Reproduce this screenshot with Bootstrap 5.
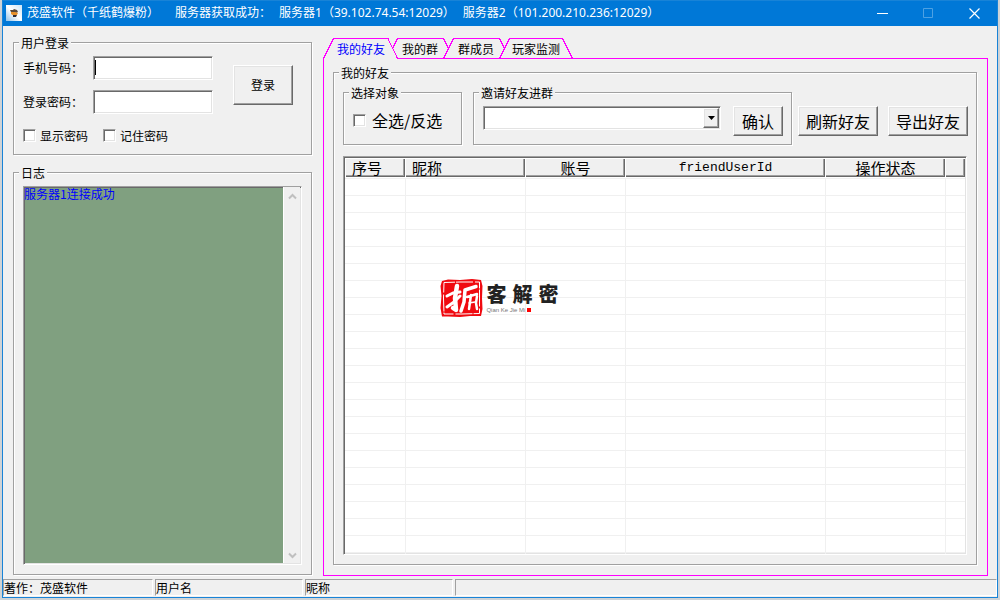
<!DOCTYPE html>
<html lang="zh-CN">
<head>
<meta charset="utf-8">
<meta name="viewport" content="width=device-width, initial-scale=1">
<title>茂盛软件（千纸鹤爆粉）</title>
<link href="https://cdn.jsdelivr.net/npm/bootstrap@5.3.0/dist/css/bootstrap.min.css" rel="stylesheet">
<style>
  :root { --face: #f0f0f0; --mid: #a0a0a0; --dark: #696969; --hot: #ff00ff; }
  body { background: #cfd3d6; color: #000; font: 12px/14px "Liberation Sans", "Noto Sans CJK SC", sans-serif; }
  .cjk, button, label, legend { font-family: "Noto Sans CJK SC", sans-serif; }
  .app-window { min-height: calc(100vh - 2px); margin: 0 2px 2px; border: 1px solid #1883d7; border-top: 0; background: var(--face); }

  .title-bar { height: 26px; background: #0078d7; color: #fff; padding-left: 3px; font-family: "Noto Sans", "Noto Sans CJK SC", sans-serif; box-shadow: inset 0 1px 0 #1883d7; }
  .title-bar button { width: 46px; height: 26px; border: 0; background: none; color: #fff; }
  .title-bar button:disabled { color: #4da1e3; }
  .title-text { margin-left: 5px; }

  .main-area { padding: 10px 9px 3px 10px; gap: 11px; }
  .side-col { flex: 0 0 299px; gap: 11px; padding-bottom: 1px; }

  .group-box { border: 1px solid var(--mid); box-shadow: 1px 1px 0 #fff, inset 1px 1px 0 #fff; padding: 7px 9px 9px; }
  .group-box > legend { font-size: 12px; line-height: 13px; padding: 0 2px; margin: 0 0 0 -4px; background: var(--face); }

  .sunken { border: 1px solid; border-color: var(--mid) #fff #fff var(--mid); box-shadow: inset 1px 1px 0 var(--dark), inset -1px -1px 0 #e3e3e3; border-radius: 0; background: #fff; }
  .raised { border: 1px solid; border-color: #fff var(--dark) var(--dark) #fff; box-shadow: inset -1px -1px 0 var(--mid), inset 1px 1px 0 #e3e3e3; border-radius: 0; background: var(--face); color: #000; padding: 0; }
  .form-grid { display: grid; grid-template-columns: 70px 120px 80px; row-gap: 10px; align-items: center; }
  .form-grid .sunken { width: 100%; height: 24px; padding: 0 3px; outline: 0; }
  .login-btn { grid-column: 3; grid-row: 1 / 3; height: 40px; margin-left: 20px; width: 60px; }
  .text-caret { left: 2px; top: 4px; width: 1px; height: 15px; background: #000; }
  .tick { appearance: none; width: 13px; height: 13px; flex: none; margin: 0; }
  .tick:checked { background: #000 content-box; padding: 2px; }
  .tick-row { gap: 15px; margin-top: 15px; margin-bottom: 3px; }

  .log-text { background: #80a080; color: #0000ff; border: 0; resize: none; padding: 0; font: 12px/14px "Noto Sans CJK SC", sans-serif; outline: 0; box-shadow: inset 1px 1px 0 var(--dark); }
  .log-box { padding: 0 1px 1px 0; }
  .log-scroll { width: 17px; background: var(--face); padding: 6px 0 4px; border-left: 1px solid #fff; }

  .tab-strip { height: 21px; margin: 2px 0 -1px; z-index: 1; }
  .tab-strip button { border: 0; background: none; padding: 1px 0 0; height: 20px; white-space: nowrap; position: relative; font-size: 12px; }
  .tab-first { width: 76px; }
  .tab-short { width: 42px; }
  .tab-mid { width: 70px; }
  .tab-last { width: 50px; }
  .tab-strip .active { color: #0000ff; }
  .tab-body { border: 1px solid var(--hot); padding: 7px 10px 10px 9px; }

  .tool-row { margin-bottom: 11px; }
  .tool-row .group-box { padding-bottom: 8px; }
  .pick-box { flex: 0 0 119px; }
  .pick-box label { font-size: 16px; line-height: 20px; margin-left: 6px; }
  .invite-box { margin: 0 6px 0 11px; }
  .invite-line { gap: 12px; }
  .tool-row button { height: 30px; white-space: nowrap; font-size: 16px; line-height: 20px; }
  .ok-btn { flex: 0 0 50px; margin-right: -1px; }
  .wide-btn { flex: 0 0 80px; margin-top: 20px; }
  .wide-btn + .wide-btn { margin-left: 10px; margin-right: -1px; }
  .combo select { appearance: none; width: 100%; height: 24px; padding: 0 20px 0 4px; display: block; outline: 0; }
  .combo-arrow { right: 2px; top: 2px; width: 16px; height: 20px; pointer-events: none; }

  .list-view { flex: 1 1 0; min-height: 120px; overflow: hidden; padding: 1px; }
  .list-view table { width: 100%; table-layout: fixed; border-collapse: separate; border-spacing: 0; }
  .list-view th { height: 20px; padding: 0 6px 1px 7px; border-bottom: 1px solid #fff; background: var(--face); font: 15px/15px "Noto Sans CJK SC", sans-serif; box-shadow: inset 1px 1px 0 #fff, inset -1px -1px 0 var(--dark), inset -2px -2px 0 var(--mid); white-space: nowrap; }
  .list-view th.latin { font: 13px/15px "Liberation Mono", monospace; }
  .list-view td { height: 17px; padding: 0; border-top: 1px solid #f0f0f0; }
  .list-view td + td { border-left: 1px solid #f0f0f0; }

  .stamp { left: 15.5%; top: 121px; gap: 3px; pointer-events: none; }
  .stamp-name { gap: 6px; font: 900 20px/24px "Noto Sans CJK SC", sans-serif; color: #222; }
  .stamp-sub { font: 6px/8px "Liberation Sans", sans-serif; color: #777; gap: 2px; }
  .stamp-dot { width: 4px; height: 4px; background: #f00; }

  .status-bar { gap: 2px; height: 18px; padding-bottom: 1px; }
  .status-bar > div { border: 1px solid; border-color: var(--mid) #fff #fff var(--mid); padding: 1px 0 0; line-height: 14px; white-space: nowrap; }
  .status-first { flex: 0 0 150px; }
  .status-next { flex: 0 0 148px; }
</style>
</head>
<body>
<div class="app-window d-flex flex-column">
  <header class="title-bar d-flex align-items-center">
    <svg width="16" height="16" viewBox="0 0 16 16" aria-hidden="true">
      <defs><linearGradient id="sky" x1="0" y1="1" x2="1" y2="0"><stop offset="0" stop-color="#8fc2ea"/><stop offset=".5" stop-color="#fff"/><stop offset="1" stop-color="#cfe4f6"/></linearGradient></defs>
      <rect width="16" height="16" fill="url(#sky)"/>
      <path d="M4 5l3 0 1-1 3 1 1 2-2 1-2-1-3 0z" fill="#5a4a3c"/>
      <path d="M5 7l4 0 3 1-1 2-3 1-3-2z" fill="#e8922c"/>
      <path d="M7 10l4 0-1 2-3 0z" fill="#2c2c38"/>
    </svg>
    <div class="title-text d-flex flex-fill text-nowrap">
      <span>茂盛软件（千纸鹤爆粉）</span><span class="ms-3">服务器获取成功：</span><span class="ms-2">服务器1（39.102.74.54:12029）</span><span class="ms-2">服务器2（101.200.210.236:12029）</span>
    </div>
    <button type="button" class="d-flex align-items-center justify-content-center" aria-label="最小化"><svg width="11" height="11"><path d="M0 5.5h11" stroke="currentColor"/></svg></button>
    <button type="button" class="d-flex align-items-center justify-content-center" aria-label="最大化" disabled><svg width="11" height="11"><path d="M.5.5h9v9h-9z" fill="none" stroke="currentColor"/></svg></button>
    <button type="button" class="d-flex align-items-center justify-content-center" aria-label="关闭"><svg width="11" height="11"><path d="M.5.5l10 10M10.5.5l-10 10" stroke="currentColor" stroke-width="1.2"/></svg></button>
  </header>

  <main class="main-area d-flex flex-fill">
    <div class="side-col d-flex flex-column">
      <form>
        <fieldset class="group-box">
          <legend class="float-none w-auto">用户登录</legend>
          <div class="form-grid">
            <label for="phone">手机号码：</label>
            <div class="position-relative"><input id="phone" type="text" class="sunken d-block"><span class="text-caret position-absolute"></span></div>
            <label for="pass">登录密码：</label>
            <div><input id="pass" type="password" class="sunken d-block"></div>
            <button type="button" class="raised login-btn">登录</button>
          </div>
          <div class="tick-row d-flex">
            <div class="d-flex align-items-center"><input id="show" type="checkbox" class="tick sunken"><label for="show" class="ms-1 lh-1">显示密码</label></div>
            <div class="d-flex align-items-center"><input id="keep" type="checkbox" class="tick sunken"><label for="keep" class="ms-1 lh-1">记住密码</label></div>
          </div>
        </fieldset>
      </form>
      <fieldset class="group-box d-flex flex-column flex-fill">
        <legend class="float-none w-auto align-self-start">日志</legend>
        <div class="sunken log-box d-flex flex-fill">
          <textarea class="log-text flex-fill" readonly aria-label="日志">服务器1连接成功</textarea>
          <div class="log-scroll d-flex flex-column justify-content-between align-items-center">
            <svg width="9" height="7"><path d="M1 5.5l3.500-3.500 3.500 3.500" fill="none" stroke="#bfbfbf" stroke-width="2"/></svg>
            <svg width="9" height="7"><path d="M1 1.500l3.500 3.500 3.500-3.500" fill="none" stroke="#bfbfbf" stroke-width="2"/></svg>
          </div>
        </div>
      </fieldset>
    </div>

    <section class="d-flex flex-column flex-fill">
      <nav class="tab-strip d-flex position-relative" role="tablist">
        <svg class="position-absolute top-0 start-0" width="260" height="21" aria-hidden="true">
          <path d="M1 20.500H74" stroke="#f0f0f0"/>
          <g fill="none" stroke="#ff00ff" shape-rendering="crispEdges">
            <path d="M.5 20.500L10.500.5H65L74.500 20.500"/>
            <path d="M69.500 10.500L74.500.5H120.500L125.500 10.500"/>
            <path d="M120.500 20.500L130.500.5H176.500L181.500 10.500"/>
            <path d="M176.500 20.500L186.500.5H239.500L249.500 20.500"/>
          </g>
        </svg>
        <button type="button" role="tab" aria-selected="true" class="tab-first active">我的好友</button>
        <button type="button" role="tab" aria-selected="false" class="tab-short">我的群</button>
        <button type="button" role="tab" aria-selected="false" class="tab-mid">群成员</button>
        <button type="button" role="tab" aria-selected="false" class="tab-last">玩家监测</button>
      </nav>
      <div class="tab-body d-flex flex-fill">
        <fieldset class="group-box d-flex flex-column flex-fill">
          <legend class="float-none w-auto align-self-start">我的好友</legend>
          <div class="d-flex flex-column h-100">
            <div class="tool-row d-flex">
              <fieldset class="group-box pick-box">
                <legend class="float-none w-auto">选择对象</legend>
                <div class="d-flex align-items-center pt-1"><input id="all" type="checkbox" class="tick sunken"><label for="all" class="text-nowrap">全选/反选</label></div>
              </fieldset>
              <fieldset class="group-box invite-box flex-fill">
                <legend class="float-none w-auto">邀请好友进群</legend>
                <div class="invite-line d-flex">
                  <div class="combo position-relative flex-fill">
                    <select class="sunken" aria-label="邀请好友进群"><option></option></select>
                    <span class="combo-arrow raised position-absolute d-flex align-items-center justify-content-center"><svg width="7" height="4"><path d="M0 0h7L3.500 4z"/></svg></span>
                  </div>
                  <button type="button" class="raised ok-btn">确认</button>
                </div>
              </fieldset>
              <button type="button" class="raised wide-btn">刷新好友</button>
              <button type="button" class="raised wide-btn">导出好友</button>
            </div>
            <div class="list-view sunken position-relative">
              <table>
                <colgroup><col style="width:60px"><col style="width:120px"><col style="width:100px"><col style="width:200px"><col style="width:120px"><col></colgroup>
                <thead><tr><th>序号</th><th>昵称</th><th class="text-center">账号</th><th class="text-center latin">friendUserId</th><th class="text-center">操作状态</th><th></th></tr></thead>
                <tbody id="rows"></tbody>
              </table>
              <div class="stamp position-absolute d-flex">
                <svg width="43" height="40" viewBox="0 0 43 40" aria-hidden="true">
                  <path d="M2 3L8 1.500 20 2 32 1 41 2 42.500 8 42 20 42.500 31 41 38 30 38 20 39 8 38.500 2 38.500 .5 30 1.500 18 .5 8z" fill="#f00a10"/>
                  <path d="M4 4.500L20 4 39.500 4 39.500 20 39.500 35.500 22 36 4 36 3.500 20z" fill="none" stroke="#fff" stroke-dasharray="11 1 17 2"/>
                  <g fill="none" stroke="#fff" stroke-linecap="round" stroke-linejoin="round">
                    <path d="M17 8L15 20 16 32 13 30" stroke-width="4.500"/>
                    <path d="M7 18L13 15 20 14M7 29L14 24 20 18" stroke-width="3"/>
                    <path d="M25 12L24 24 21 33M25 12L36 8.500" stroke-width="3.500"/>
                    <path d="M27 19L37 16M31 17L29 31M37 18L36 25 37 31" stroke-width="2.500"/>
                    <path d="M29 25L35 24" stroke-width="1.500"/>
                  </g>
                </svg>
                <div class="d-flex flex-column pt-1">
                  <div class="stamp-name d-flex"><span>客</span><span>解</span><span>密</span></div>
                  <div class="stamp-sub d-flex align-items-center"><span>Qian Ke Jie Mi</span><span class="stamp-dot"></span></div>
                </div>
              </div>
            </div>
          </div>
        </fieldset>
      </div>
    </section>
  </main>

  <footer class="status-bar d-flex cjk">
    <div class="status-first">著作：茂盛软件</div>
    <div class="status-next">用户名</div>
    <div class="status-next">昵称</div>
    <div class="flex-fill"></div>
  </footer>
</div>
<script src="https://cdn.jsdelivr.net/npm/bootstrap@5.3.0/dist/js/bootstrap.bundle.min.js"></script>
<script>
  // Empty grid rows fill the list below its header.
  document.getElementById('rows').innerHTML = ('<tr>' + '<td></td>'.repeat(6) + '</tr>').repeat(23);
</script>
</body>
</html>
********************
== REQUIRED TASK ==
Go from the first line of the data above to the line containing "12px; line-height: 13px;" and retype exactly those lines, both included, but none of the pictures.

== THE RESPONSE ==
Reproduce this screenshot with Bootstrap 5.
<!DOCTYPE html>
<html lang="zh-CN">
<head>
<meta charset="utf-8">
<meta name="viewport" content="width=device-width, initial-scale=1">
<title>茂盛软件（千纸鹤爆粉）</title>
<link href="https://cdn.jsdelivr.net/npm/bootstrap@5.3.0/dist/css/bootstrap.min.css" rel="stylesheet">
<style>
  :root { --face: #f0f0f0; --mid: #a0a0a0; --dark: #696969; --hot: #ff00ff; }
  body { background: #cfd3d6; color: #000; font: 12px/14px "Liberation Sans", "Noto Sans CJK SC", sans-serif; }
  .cjk, button, label, legend { font-family: "Noto Sans CJK SC", sans-serif; }
  .app-window { min-height: calc(100vh - 2px); margin: 0 2px 2px; border: 1px solid #1883d7; border-top: 0; background: var(--face); }

  .title-bar { height: 26px; background: #0078d7; color: #fff; padding-left: 3px; font-family: "Noto Sans", "Noto Sans CJK SC", sans-serif; box-shadow: inset 0 1px 0 #1883d7; }
  .title-bar button { width: 46px; height: 26px; border: 0; background: none; color: #fff; }
  .title-bar button:disabled { color: #4da1e3; }
  .title-text { margin-left: 5px; }

  .main-area { padding: 10px 9px 3px 10px; gap: 11px; }
  .side-col { flex: 0 0 299px; gap: 11px; padding-bottom: 1px; }

  .group-box { border: 1px solid var(--mid); box-shadow: 1px 1px 0 #fff, inset 1px 1px 0 #fff; padding: 7px 9px 9px; }
  .group-box > legend { font-size: 12px; line-height: 13px; padding: 0 2px; margin: 0 0 0 -4px; background: var(--face); }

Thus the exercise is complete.